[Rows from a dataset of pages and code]
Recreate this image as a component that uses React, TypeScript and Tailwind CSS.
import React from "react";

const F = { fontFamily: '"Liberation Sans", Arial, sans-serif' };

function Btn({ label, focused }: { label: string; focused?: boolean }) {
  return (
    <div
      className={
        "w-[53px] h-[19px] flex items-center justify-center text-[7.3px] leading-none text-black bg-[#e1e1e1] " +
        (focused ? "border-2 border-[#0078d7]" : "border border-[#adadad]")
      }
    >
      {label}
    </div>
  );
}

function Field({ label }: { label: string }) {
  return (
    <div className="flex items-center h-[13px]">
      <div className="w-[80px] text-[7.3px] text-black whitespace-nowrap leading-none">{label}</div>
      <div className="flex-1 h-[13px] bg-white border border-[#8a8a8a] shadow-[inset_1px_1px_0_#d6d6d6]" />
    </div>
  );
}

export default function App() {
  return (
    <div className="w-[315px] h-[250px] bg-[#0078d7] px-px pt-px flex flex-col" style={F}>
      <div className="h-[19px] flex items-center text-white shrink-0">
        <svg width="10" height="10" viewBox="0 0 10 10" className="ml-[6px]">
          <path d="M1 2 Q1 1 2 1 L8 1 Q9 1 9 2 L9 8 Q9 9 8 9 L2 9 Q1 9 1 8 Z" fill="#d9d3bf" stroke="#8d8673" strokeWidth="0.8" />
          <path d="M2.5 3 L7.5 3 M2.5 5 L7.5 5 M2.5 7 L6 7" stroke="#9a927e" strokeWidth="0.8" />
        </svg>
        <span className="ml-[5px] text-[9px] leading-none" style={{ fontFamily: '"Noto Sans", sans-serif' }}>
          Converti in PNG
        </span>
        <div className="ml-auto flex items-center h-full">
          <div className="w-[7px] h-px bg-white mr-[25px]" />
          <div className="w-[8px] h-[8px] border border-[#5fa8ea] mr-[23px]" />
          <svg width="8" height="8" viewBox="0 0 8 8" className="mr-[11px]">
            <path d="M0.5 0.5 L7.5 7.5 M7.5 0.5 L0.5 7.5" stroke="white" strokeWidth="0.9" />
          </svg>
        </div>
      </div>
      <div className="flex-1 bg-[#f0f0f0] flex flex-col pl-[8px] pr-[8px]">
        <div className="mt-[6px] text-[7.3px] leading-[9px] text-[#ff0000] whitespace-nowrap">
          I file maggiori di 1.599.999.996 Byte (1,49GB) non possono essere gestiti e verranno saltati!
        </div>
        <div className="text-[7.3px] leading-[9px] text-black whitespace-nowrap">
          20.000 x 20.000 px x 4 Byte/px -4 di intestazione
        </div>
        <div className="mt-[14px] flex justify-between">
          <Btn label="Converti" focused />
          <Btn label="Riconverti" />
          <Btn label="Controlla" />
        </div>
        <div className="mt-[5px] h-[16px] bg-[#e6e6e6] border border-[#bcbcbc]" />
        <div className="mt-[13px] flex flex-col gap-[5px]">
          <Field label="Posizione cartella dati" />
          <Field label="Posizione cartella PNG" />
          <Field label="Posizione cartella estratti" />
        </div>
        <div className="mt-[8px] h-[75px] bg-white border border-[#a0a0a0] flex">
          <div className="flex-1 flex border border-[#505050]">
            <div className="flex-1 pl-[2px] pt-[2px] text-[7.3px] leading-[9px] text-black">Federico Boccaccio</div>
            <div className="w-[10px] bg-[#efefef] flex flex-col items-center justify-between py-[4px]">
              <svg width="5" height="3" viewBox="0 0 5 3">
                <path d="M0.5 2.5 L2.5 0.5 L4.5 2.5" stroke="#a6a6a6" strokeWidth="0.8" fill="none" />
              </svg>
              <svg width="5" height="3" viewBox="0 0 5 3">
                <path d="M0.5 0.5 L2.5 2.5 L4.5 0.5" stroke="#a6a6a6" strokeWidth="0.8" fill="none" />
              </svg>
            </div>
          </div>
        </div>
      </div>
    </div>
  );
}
* * *
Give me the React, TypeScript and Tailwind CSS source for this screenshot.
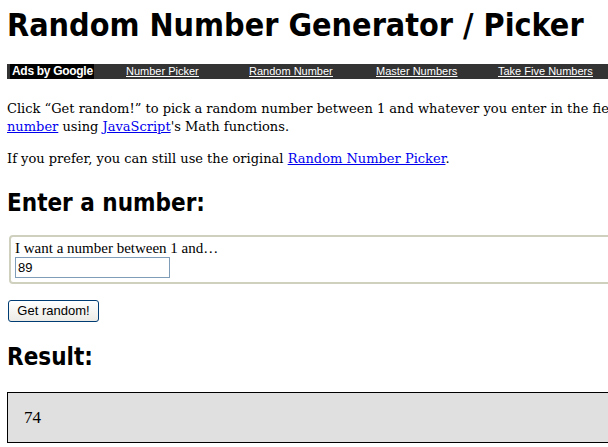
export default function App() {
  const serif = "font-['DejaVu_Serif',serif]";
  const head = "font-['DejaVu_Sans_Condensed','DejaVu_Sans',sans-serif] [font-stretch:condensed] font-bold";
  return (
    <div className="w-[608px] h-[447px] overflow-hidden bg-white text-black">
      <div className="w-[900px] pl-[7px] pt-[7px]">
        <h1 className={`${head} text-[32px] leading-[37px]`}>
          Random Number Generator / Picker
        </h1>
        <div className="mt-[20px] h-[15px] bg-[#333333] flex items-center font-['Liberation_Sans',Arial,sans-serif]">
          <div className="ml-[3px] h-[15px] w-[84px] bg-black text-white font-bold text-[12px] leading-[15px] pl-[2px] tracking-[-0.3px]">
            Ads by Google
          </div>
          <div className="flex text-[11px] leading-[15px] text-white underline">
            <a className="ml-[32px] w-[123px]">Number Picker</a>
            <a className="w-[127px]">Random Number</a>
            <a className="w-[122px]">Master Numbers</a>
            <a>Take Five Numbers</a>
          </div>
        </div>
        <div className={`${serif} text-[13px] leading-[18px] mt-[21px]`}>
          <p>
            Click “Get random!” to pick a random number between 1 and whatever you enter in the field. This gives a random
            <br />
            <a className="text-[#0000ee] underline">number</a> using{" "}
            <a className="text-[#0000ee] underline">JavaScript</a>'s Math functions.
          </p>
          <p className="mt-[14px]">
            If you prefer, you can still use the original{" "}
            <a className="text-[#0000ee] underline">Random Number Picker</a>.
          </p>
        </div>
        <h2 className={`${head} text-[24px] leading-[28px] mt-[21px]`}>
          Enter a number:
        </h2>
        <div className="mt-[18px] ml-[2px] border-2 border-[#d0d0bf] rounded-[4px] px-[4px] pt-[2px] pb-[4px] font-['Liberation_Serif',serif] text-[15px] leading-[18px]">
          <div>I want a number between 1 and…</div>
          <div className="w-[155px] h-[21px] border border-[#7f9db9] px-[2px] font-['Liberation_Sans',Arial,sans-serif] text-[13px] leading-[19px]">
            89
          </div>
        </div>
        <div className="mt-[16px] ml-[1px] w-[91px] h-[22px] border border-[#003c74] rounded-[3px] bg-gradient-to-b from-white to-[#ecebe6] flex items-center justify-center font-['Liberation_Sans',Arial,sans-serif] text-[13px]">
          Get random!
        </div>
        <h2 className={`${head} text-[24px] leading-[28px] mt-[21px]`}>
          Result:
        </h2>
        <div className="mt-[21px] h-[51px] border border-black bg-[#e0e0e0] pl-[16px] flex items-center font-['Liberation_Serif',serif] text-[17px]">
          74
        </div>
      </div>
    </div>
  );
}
--
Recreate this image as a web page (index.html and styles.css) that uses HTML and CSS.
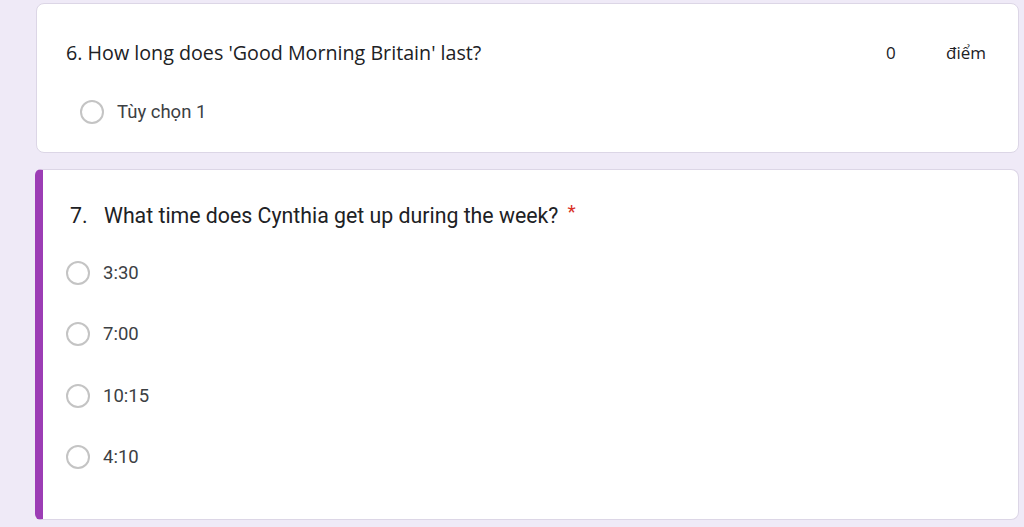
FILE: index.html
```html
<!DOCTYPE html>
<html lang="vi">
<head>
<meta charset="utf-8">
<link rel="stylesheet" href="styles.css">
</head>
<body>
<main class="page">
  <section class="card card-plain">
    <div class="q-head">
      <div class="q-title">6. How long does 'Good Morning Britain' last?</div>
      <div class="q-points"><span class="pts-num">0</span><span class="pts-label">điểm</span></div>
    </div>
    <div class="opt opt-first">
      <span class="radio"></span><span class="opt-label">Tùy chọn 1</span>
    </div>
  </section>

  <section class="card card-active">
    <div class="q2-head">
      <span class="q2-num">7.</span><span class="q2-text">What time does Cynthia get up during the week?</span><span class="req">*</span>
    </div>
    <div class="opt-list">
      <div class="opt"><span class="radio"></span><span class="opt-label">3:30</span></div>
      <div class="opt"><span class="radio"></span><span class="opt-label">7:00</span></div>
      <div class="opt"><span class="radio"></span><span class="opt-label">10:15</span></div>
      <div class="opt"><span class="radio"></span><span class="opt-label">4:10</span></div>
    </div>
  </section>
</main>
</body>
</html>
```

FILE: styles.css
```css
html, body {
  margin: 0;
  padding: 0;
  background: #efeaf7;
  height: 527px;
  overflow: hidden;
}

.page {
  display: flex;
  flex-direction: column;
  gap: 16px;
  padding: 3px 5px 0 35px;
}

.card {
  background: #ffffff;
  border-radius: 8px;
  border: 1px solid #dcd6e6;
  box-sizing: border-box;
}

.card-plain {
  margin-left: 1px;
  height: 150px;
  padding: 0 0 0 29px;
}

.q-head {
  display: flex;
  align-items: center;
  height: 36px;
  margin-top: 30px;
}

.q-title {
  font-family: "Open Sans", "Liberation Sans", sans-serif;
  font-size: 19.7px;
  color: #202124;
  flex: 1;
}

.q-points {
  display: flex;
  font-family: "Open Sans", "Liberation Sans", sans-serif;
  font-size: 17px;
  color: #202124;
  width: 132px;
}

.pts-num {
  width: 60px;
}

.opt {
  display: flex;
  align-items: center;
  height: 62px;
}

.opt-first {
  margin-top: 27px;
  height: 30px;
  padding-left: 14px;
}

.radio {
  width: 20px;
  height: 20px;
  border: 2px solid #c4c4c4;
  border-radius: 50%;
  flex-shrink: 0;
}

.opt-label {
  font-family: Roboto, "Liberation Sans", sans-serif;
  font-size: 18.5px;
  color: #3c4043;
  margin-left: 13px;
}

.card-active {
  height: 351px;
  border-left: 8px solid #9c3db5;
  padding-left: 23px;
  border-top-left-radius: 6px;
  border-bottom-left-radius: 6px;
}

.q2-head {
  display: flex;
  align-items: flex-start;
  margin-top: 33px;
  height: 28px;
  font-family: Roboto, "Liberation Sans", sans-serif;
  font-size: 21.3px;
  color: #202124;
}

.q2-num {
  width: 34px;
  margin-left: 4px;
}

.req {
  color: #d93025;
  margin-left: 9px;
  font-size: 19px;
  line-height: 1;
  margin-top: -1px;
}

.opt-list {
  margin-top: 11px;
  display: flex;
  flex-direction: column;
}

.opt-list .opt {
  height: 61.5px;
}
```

» **Work required**:
Using the listing above, pull out all lines that hold the word "Recreate".

» **In response**:
Recreate this image as a component that uses React, TypeScript and Tailwind CSS.
Recreate this image as a web page (index.html and styles.css) that uses HTML and CSS.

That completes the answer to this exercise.